With images they filmed themselves, footage from surveillance cameras placed in different locations, and above all, home videos sent by the general public via internet, Telemedellín produced M24, Colombia’s first collaborative programme.
The initiative, recently awarded a prize by the Centro Internacional de la TV Abierta (International Open TV Centre), was presented at the Forum Thursday as an example of the use of new platforms to attract and interest the public, and engage it in direct participation.
Berrío said, “At first we thought 300 user-generated videos would be enough. In the end, we received 1,900 clips of people dancing, eating, celebrating birthdays. We changed the trend of Twitter use in Colombia, and because of the large number of responses, we aired those images during the whole of the following week.”
But this initiative is still an exception. “I searched worldwide for a similar experience, and could not find one,” Berrío told IPS.
In Brazil there are many hurdles. “We came late to public communications,” said Breve, referring to EBC’s six-year history. “”We still have to explain to society what we are and why we are important.”
In the view of Carlos Tibúrcio, a special adviser to the cabinet of the Brazilian presidency, the issue is that there is a lack of awareness of public television programmes.

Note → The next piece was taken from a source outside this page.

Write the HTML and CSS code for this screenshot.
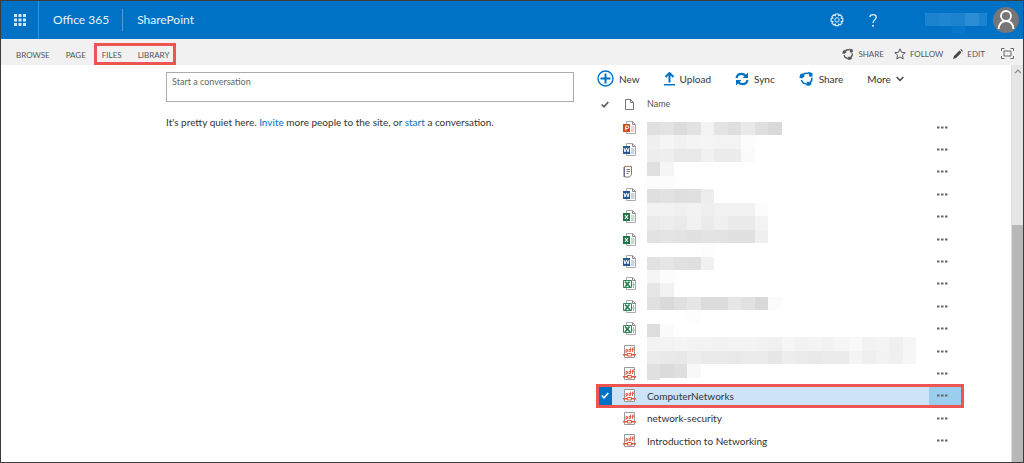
FILE: index.html
```html
<!DOCTYPE html>
<html lang="en">
<head>
<meta charset="utf-8">
<title>SharePoint</title>
<link rel="stylesheet" href="styles.css">
</head>
<body>
<svg class="defs" aria-hidden="true">
  <symbol id="share" viewBox="0 0 16 16"><g fill="none" stroke="currentColor" stroke-width="1.700"><path d="M5 3.200A5.800 5.800 0 0 1 10 2.700"/><path d="M13.700 7a5.800 5.800 0 0 1-1.700 5.200"/><path d="M8 13.800A5.800 5.800 0 0 1 2.600 9.500"/></g><path fill="currentColor" d="M9.500.800l4.800 1.200.2 3.800-3.300.4zM.3 7.500L1.500 3.200 5 2.500l1 3.300-2.500 2zM7.500 15.500l1-4 4 .3 1 2.200-2.500 1.800z"/></symbol>
  <symbol id="office" viewBox="0 0 13 13"><path d="M3.500.500h6l3 3v9h-9z" fill="#fff" stroke="#aaa"/><path d="M9.500.500v3h3" fill="none" stroke="#888"/><path d="M8 6h3.500M8 8h3.500M8 10h3.500" stroke="currentColor" opacity=".5"/><path d="M0 3h7v8H0z" fill="currentColor"/></symbol>
  <symbol id="ppt" viewBox="0 0 13 13"><use href="#office"/><path d="M2.700 9.500V5h1.800a1.200 1.200 0 0 1 0 2.500H2.700" fill="none" stroke="#fff"/></symbol>
  <symbol id="word" viewBox="0 0 13 13"><use href="#office"/><path d="M1 5l1 4 1.500-4 1.500 4 1-4" fill="none" stroke="#fff"/></symbol>
  <symbol id="excel" viewBox="0 0 13 13"><use href="#office"/><path d="M2 5l3 4M5 5l-3 4" stroke="#fff" stroke-width="1.200"/></symbol>
  <symbol id="sheet" viewBox="0 0 13 13"><path d="M3.500.500h6l3 3v9h-9z" fill="#fff" stroke="#aaa"/><path d="M9.500.500v3h3" fill="none" stroke="#888"/><path d="M10.500 5v6M9 8h3" stroke="#95c9aa"/><path d="M.5 3.500h8v7h-8z" fill="#fff" stroke="#31885a"/><path d="M2 4.500l5 5.500M6.500 4.500L2 10" stroke="#218052" stroke-width="1.700"/></symbol>
  <symbol id="note" viewBox="0 0 13 13"><path d="M1.500 1.500h7v8l-2 2.500h-5z" fill="#fff" stroke="#777"/><path d="M1 2v10" stroke="#655cad"/><path d="M1 1.300h8" stroke="#d7a24a" stroke-dasharray="1 .7"/><path d="M3.500 4.500h3.500M3.500 6.500h3.500M3.500 8.500h2" stroke="#778"/></symbol>
  <symbol id="pdf" viewBox="0 0 13 13"><path d="M1.500.500h10v12h-10z" fill="#fff" stroke="#999"/><path d="M3 8V4.500h1.500V6.500H3M7.500 2.500v4H6v-2h1.500M9.500 7V3H11M8.500 4.500H11" fill="none" stroke="#e8654f"/><path d="M0 9.700h4.500M8.500 9.700H13" stroke="#e3563e" stroke-width="1.500"/><path d="M4.500 8.500h4v2.500h-4z" fill="#fff" stroke="#e3563e"/></symbol>
  <symbol id="dots" viewBox="0 0 11 3"><path d="M0 .500h2.500v2H0zM4 .500h2.500v2H4zM8 .500h2.500v2H8z" fill="#666"/></symbol>
</svg>

<header class="suite">
  <button class="waffle" aria-label="Apps"><svg width="12" height="12" viewBox="0 0 12 12"><path d="M0 0h3v3H0zM4.500 0h3v3h-3zM9 0h3v3H9zM0 4.500h3v3H0zM4.500 4.500h3v3h-3zM9 4.500h3v3H9zM0 9h3v3H0zM4.500 9h3v3h-3zM9 9h3v3H9z" fill="#d6e9f7"/></svg></button>
  <a class="brand" href="#">Office 365</a>
  <a class="brand brand-app" href="#">SharePoint</a>
  <div class="suite-tools">
    <button class="tool" aria-label="Settings"><svg width="14" height="14" viewBox="0 0 14 14" fill="none" stroke="#d9ebf8"><path d="M5.700 1h2.600l.4 1.600 1.400-.8 1.900 1.900-.8 1.400 1.600.4v2.700l-1.600.4.8 1.500-1.900 1.800-1.400-.8-.4 1.600H5.700l-.4-1.600-1.500.8L2 10.100l.8-1.500-1.600-.4V5.500l1.600-.4L2 3.700l1.800-1.900 1.500.8z" stroke-width="1.200"/><circle cx="7" cy="6.900" r="2.200"/></svg></button>
    <button class="tool help" aria-label="Help"><svg width="8" height="13" viewBox="0 0 8 13"><path d="M.8 3.200C1 1.500 2.200.700 4 .700c1.900 0 3.200 1 3.200 2.600C7.200 5.800 4 6 4 9" fill="none" stroke="#e2f0fa" stroke-width="1.300"/><circle cx="4" cy="11.700" r="1" fill="#e2f0fa"/></svg></button>
    <svg class="mask-user" width="62" height="22" viewBox="0 0 62 22" aria-hidden="true"><path d="M0 0h62v13H0z" fill="#1b83d0"/><path d="M14 0h12v13H14z" fill="#2186d2"/><path d="M40 0h14v13H40z" fill="#2c8dd6"/><path d="M27 13h13v8H27z" fill="#0876c9"/></svg>
    <button class="avatar" aria-label="Account"><svg width="26" height="26" viewBox="0 0 26 26"><circle cx="13" cy="13" r="13" fill="#767676"/><g fill="none" stroke="#fff" stroke-width="1.800"><circle cx="13" cy="9" r="5"/><path d="M5.500 22c.5-5 3.200-8 7.500-8s7 3 7.500 8"/></g></svg></button>
  </div>
</header>

<nav class="ribbon">
  <a class="tab" href="#">BROWSE</a>
  <a class="tab" href="#">PAGE</a>
  <div class="tab-group"><a class="tab" href="#">FILES</a><a class="tab" href="#">LIBRARY</a></div>
  <div class="actions">
    <button class="action"><svg width="12" height="12"><use href="#share"/></svg>SHARE</button>
    <button class="action"><svg width="12" height="12" viewBox="0 0 12 12"><path d="M6 .900l1.500 3.400 3.700.400-2.800 2.500.8 3.700L6 9l-3.200 1.900.8-3.700L.800 4.700l3.700-.400z" fill="none" stroke="#555"/></svg>FOLLOW</button>
    <button class="action"><svg width="10" height="10" viewBox="0 0 10 10"><path d="M0 10l1-3 5.500-5.500 2 2L3 9zM7.200.800L8 0l2 2-.8.800z" fill="#444"/></svg>EDIT</button>
    <button class="action focus" aria-label="Focus on content"><svg width="13" height="11" viewBox="0 0 13 11" fill="none" stroke="#666"><path d="M.5 3V.500h3M9.500.500h3V3M12.500 8v2.500h-3M3.500 10.500h-3V8M3 3h7v5H3z"/></svg></button>
  </div>
</nav>

<div class="workspace">
  <main class="content">
    <section class="feed">
      <textarea class="post" aria-label="Start a conversation" placeholder="Start a conversation"></textarea>
      <p class="quiet">It's pretty quiet here. <a href="#">Invite</a> more people to the site, or <a href="#">start</a> a conversation.</p>
    </section>
    <section class="library">
      <div class="toolbar">
        <button class="command"><svg width="17" height="17" viewBox="0 0 17 17" fill="none" stroke="#0072c6"><circle cx="8.500" cy="8.500" r="7.500" stroke-width="1.400"/><path d="M8.500 3.500v10M3.500 8.500h10" stroke-width="2"/></svg>New</button>
        <button class="command upload"><svg width="11" height="14" viewBox="0 0 11 14"><path d="M5.500 1v9.500M1.500 5l4-4 4 4" fill="none" stroke="#0072c6" stroke-width="2"/><path d="M0 12h11v1.500H0z" fill="#0072c6"/></svg>Upload</button>
        <button class="command"><svg width="14" height="14" viewBox="0 0 14 14"><path d="M1.500 6C2 3 4 1.800 6.500 1.800c2 0 3 .8 4 2M12.500 8c-.5 3-2.500 4.200-5 4.200-2 0-3-.8-4-2" fill="none" stroke="#0072c6" stroke-width="2.200"/><path d="M13 .5V6H7.500zM1 13.500V8h5.500z" fill="#0072c6"/></svg>Sync</button>
        <button class="command"><svg width="15" height="15"><use href="#share"/></svg>Share</button>
        <button class="command more">More<svg width="8" height="6" viewBox="0 0 8 6"><path d="M.7 1L4 4.500 7.300 1" fill="none" stroke="#444" stroke-width="1.500"/></svg></button>
      </div>
      <div class="list">
        <table class="files">
          <thead><tr><th class="pick"><label class="check"><input type="checkbox" aria-label="Select all"><svg width="8" height="7" viewBox="0 0 8 7"><path d="M.7 3.500L3 5.800 7.300 1" fill="none" stroke="currentColor" stroke-width="1.500"/></svg></label></th><th class="kind"><svg width="9" height="11" viewBox="0 0 9 11" fill="none" stroke="#777"><path d="M.5.500h5l3 3v7h-8zM5.500.500v3h3"/></svg></th><th class="name">Name</th><th class="menu"></th></tr></thead>
          <tbody>
            <tr><td></td><td class="kind red"><svg><use href="#ppt"/></svg></td><td></td><td class="menu"><button aria-label="Open menu"><svg><use href="#dots"/></svg></button></td></tr>
            <tr><td></td><td class="kind blue"><svg><use href="#word"/></svg></td><td></td><td class="menu"><button aria-label="Open menu"><svg><use href="#dots"/></svg></button></td></tr>
            <tr><td></td><td class="kind"><svg><use href="#note"/></svg></td><td></td><td class="menu"><button aria-label="Open menu"><svg><use href="#dots"/></svg></button></td></tr>
            <tr><td></td><td class="kind blue"><svg><use href="#word"/></svg></td><td></td><td class="menu"><button aria-label="Open menu"><svg><use href="#dots"/></svg></button></td></tr>
            <tr><td></td><td class="kind green"><svg><use href="#excel"/></svg></td><td></td><td class="menu"><button aria-label="Open menu"><svg><use href="#dots"/></svg></button></td></tr>
            <tr><td></td><td class="kind green"><svg><use href="#excel"/></svg></td><td></td><td class="menu"><button aria-label="Open menu"><svg><use href="#dots"/></svg></button></td></tr>
            <tr><td></td><td class="kind blue"><svg><use href="#word"/></svg></td><td></td><td class="menu"><button aria-label="Open menu"><svg><use href="#dots"/></svg></button></td></tr>
            <tr><td></td><td class="kind"><svg><use href="#sheet"/></svg></td><td></td><td class="menu"><button aria-label="Open menu"><svg><use href="#dots"/></svg></button></td></tr>
            <tr><td></td><td class="kind"><svg><use href="#sheet"/></svg></td><td></td><td class="menu"><button aria-label="Open menu"><svg><use href="#dots"/></svg></button></td></tr>
            <tr><td></td><td class="kind"><svg><use href="#sheet"/></svg></td><td></td><td class="menu"><button aria-label="Open menu"><svg><use href="#dots"/></svg></button></td></tr>
            <tr><td></td><td class="kind"><svg><use href="#pdf"/></svg></td><td></td><td class="menu"><button aria-label="Open menu"><svg><use href="#dots"/></svg></button></td></tr>
            <tr><td></td><td class="kind"><svg><use href="#pdf"/></svg></td><td></td><td class="menu"><button aria-label="Open menu"><svg><use href="#dots"/></svg></button></td></tr>
            <tr class="selected"><td class="pick"><label class="check"><input type="checkbox" checked aria-label="Select ComputerNetworks"><svg width="8" height="7" viewBox="0 0 8 7"><path d="M.7 3.500L3 5.800 7.300 1" fill="none" stroke="currentColor" stroke-width="1.500"/></svg></label></td><td class="kind"><svg><use href="#pdf"/></svg></td><td>ComputerNetworks</td><td class="menu"><button aria-label="Open menu"><svg><use href="#dots"/></svg></button></td></tr>
            <tr><td></td><td class="kind"><svg><use href="#pdf"/></svg></td><td>network-security</td><td class="menu"><button aria-label="Open menu"><svg><use href="#dots"/></svg></button></td></tr>
            <tr><td></td><td class="kind"><svg><use href="#pdf"/></svg></td><td>Introduction to Networking</td><td class="menu"><button aria-label="Open menu"><svg><use href="#dots"/></svg></button></td></tr>
          </tbody>
        </table>
        <svg class="mask" id="mask" viewBox="0 0 20 20" shape-rendering="crispEdges" aria-hidden="true"></svg>
      </div>
    </section>
  </main>
  <div class="scroll" aria-hidden="true">
    <svg width="8" height="5" viewBox="0 0 8 5"><path d="M1 4.200l3-3 3 3" fill="none" stroke="#888" stroke-width="1.200"/></svg>
    <div class="thumb"></div>
  </div>
</div>
<script src="mask.js"></script>
</body>
</html>
```
FILE: styles.css
```css
* { box-sizing: border-box; }
body {
  margin: 0;
  height: 100vh;
  display: flex;
  flex-direction: column;
  overflow: hidden;
  border: 1px solid #3c3c3c;
  background: #fff;
  color: #333;
  font: 10px/16px Lato, "Open Sans", sans-serif;
}
button { border: 0; padding: 0; background: none; color: inherit; font: inherit; }
a { color: #0072c6; text-decoration: none; }
svg { display: block; flex: none; }
.defs { position: absolute; width: 0; height: 0; }

.suite { display: flex; align-items: center; height: 38px; flex: none; background: #0072c6; }
.waffle { display: flex; align-items: center; justify-content: center; width: 38px; height: 38px; border-right: 1px solid #3c94d6; }
.brand { padding: 0 13px 0 14px; color: #e8f3fb; font-size: 12px; line-height: 22px; }
.brand-app { border-left: 1px solid #4d9dd8; }
.suite-tools { display: flex; align-items: center; margin-left: auto; padding-right: 4px; }
.help { margin-left: 25px; }
.mask-user { margin: 8px 6px 0 48px; }

.ribbon { display: flex; align-items: center; height: 26px; flex: none; padding: 4px 9px 0 7px; background: #f1f1f1; color: #555; font-size: 8px; line-height: 14px; }
.tab { padding: 2px 8px 0; color: #555; }
.tab-group { display: flex; border: 3px solid #ec5552; }
.tab-group .tab { padding: 2px 11px 0 5px; }
.tab-group .tab:last-child { padding-right: 4px; }
.actions { display: flex; align-items: center; gap: 10px; margin-left: auto; padding-bottom: 1px; }
.action { display: flex; align-items: center; gap: 4px; }
.focus { margin-left: 6px; }

.workspace { display: flex; flex: 1; min-height: 0; }
.content { display: grid; grid-template-columns: minmax(0, 408fr) minmax(0, 366fr); gap: 23px; flex: 1; min-width: 0; padding: 0 48px 0 165px; }
.feed { padding-top: 7px; }
.post { display: block; width: 100%; height: 30px; padding: 1px 5px; resize: none; border: 1px solid #ababab; color: #555; font: 9px/16px Lato, "Open Sans", sans-serif; }
.post::placeholder { color: #666; }
.quiet { margin: 12px 0 0; }

.toolbar { display: flex; align-items: center; gap: 24px; height: 27px; }
.command { display: flex; align-items: center; gap: 5px; }
.command svg { color: #0072c6; }
.list { position: relative; }
.files { width: 100%; height: 360px; border-collapse: collapse; table-layout: fixed; }
.files tr { height: 22px; }
.files th { height: 24px; padding: 0; font-size: 9px; font-weight: 400; text-align: left; color: #555; }
.files td { padding: 0; line-height: 16px; }
.files .pick { width: 15px; }
.files .kind { width: 35px; padding-left: 11px; }
.files th.kind { padding-left: 13px; }
.files td.kind svg { width: 13px; height: 13px; }
.files .menu { width: 34px; }
.menu button { display: block; margin-left: 8px; }
.menu svg { width: 11px; height: 3px; }
.check { display: flex; align-items: center; justify-content: center; }
.check input { appearance: none; width: 0; height: 0; margin: 0; }
.red { color: #d24726; }
.blue { color: #2b579a; }
.green { color: #217346; }
.selected { background: #cde4f8; outline: 3px solid #ec5552; outline-offset: -2px; }
.selected .pick { background: #0072c6; color: #fff; }
.selected .menu { background: #9bcdef; }
.mask { position: absolute; left: 50px; top: 30px; width: 269px; height: 269px; }

.scroll { display: flex; flex-direction: column; width: 12px; flex: none; background: #e6e6e6; border-left: 1px solid #dcdcdc; }
.scroll svg { margin: 4px 2px 0; }
.thumb { flex: 1; margin-top: 151px; background: #b8b8b8; }
```
FILE: mask.js
```js
// Grey level of each tile, one string per tile row, two hex digits per tile.
const rows = [
  "e0e3dce2f3e4dfe9e0d9", "f0f5f1f4f5f3f3fc", "edeee8e8f1ebecfa", "e0f5", "fcfc",
  "dfe2dfe0ed", "f2f2f0f2eff2f2f2fc", "eaedeaf1ebf0eaeaf3", "e2e4e3e1e3e3e1e1ef",
  "fffffffffd", "e2e6e1e0f1", "f5fc", "e6f2", "e0d9e0e6dcdce6e1d9fb", "fffffffd", "ddfb",
  "f3f3f5f3f3f2f3f3f2f0f6f2f4f2f6f9f2f4eff6", "ebe9e8edeaeae8ebebe6edebe9ebebf4eff2f0f7",
  "e0dbdff8", "e0"
];
const mask = document.getElementById("mask");
rows.forEach((row, y) => {
  row.match(/../g).forEach((tone, x) => {
    if (tone === "ff") return;
    const tile = document.createElementNS("http://www.w3.org/2000/svg", "rect");
    tile.setAttribute("x", x);
    tile.setAttribute("y", y);
    tile.setAttribute("width", 1);
    // The last row is only a sliver.
    tile.setAttribute("height", y === rows.length - 1 ? 0.2 : 1);
    tile.setAttribute("fill", "#" + tone.repeat(3));
    mask.append(tile);
  });
});
```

“I recently met with a communications director for a foundation in São Paulo. She did not know what the TV Brasil programmes were, or even what the channel number was. We have to improve our information,” he said.
IPS Director General Mario Lubetkin highlighted the need for dialogue between media outlets to avoid wasting efforts. “We don’t need to reinvent everything. We need an alliance, an effort that is not just of one agency, but of media outlets in general, that includes civil society and the private sector,” he said.
Communications also need to be handled differently, Lubetkin said. “The Internet completely changed our scope as a news agency. We no longer have a monopoly on technology, nor on content. What we need is to know what the added value of our enterprises is. It’s no longer a technological problem, but one of knowing what we are writing, and for whom,” he concluded.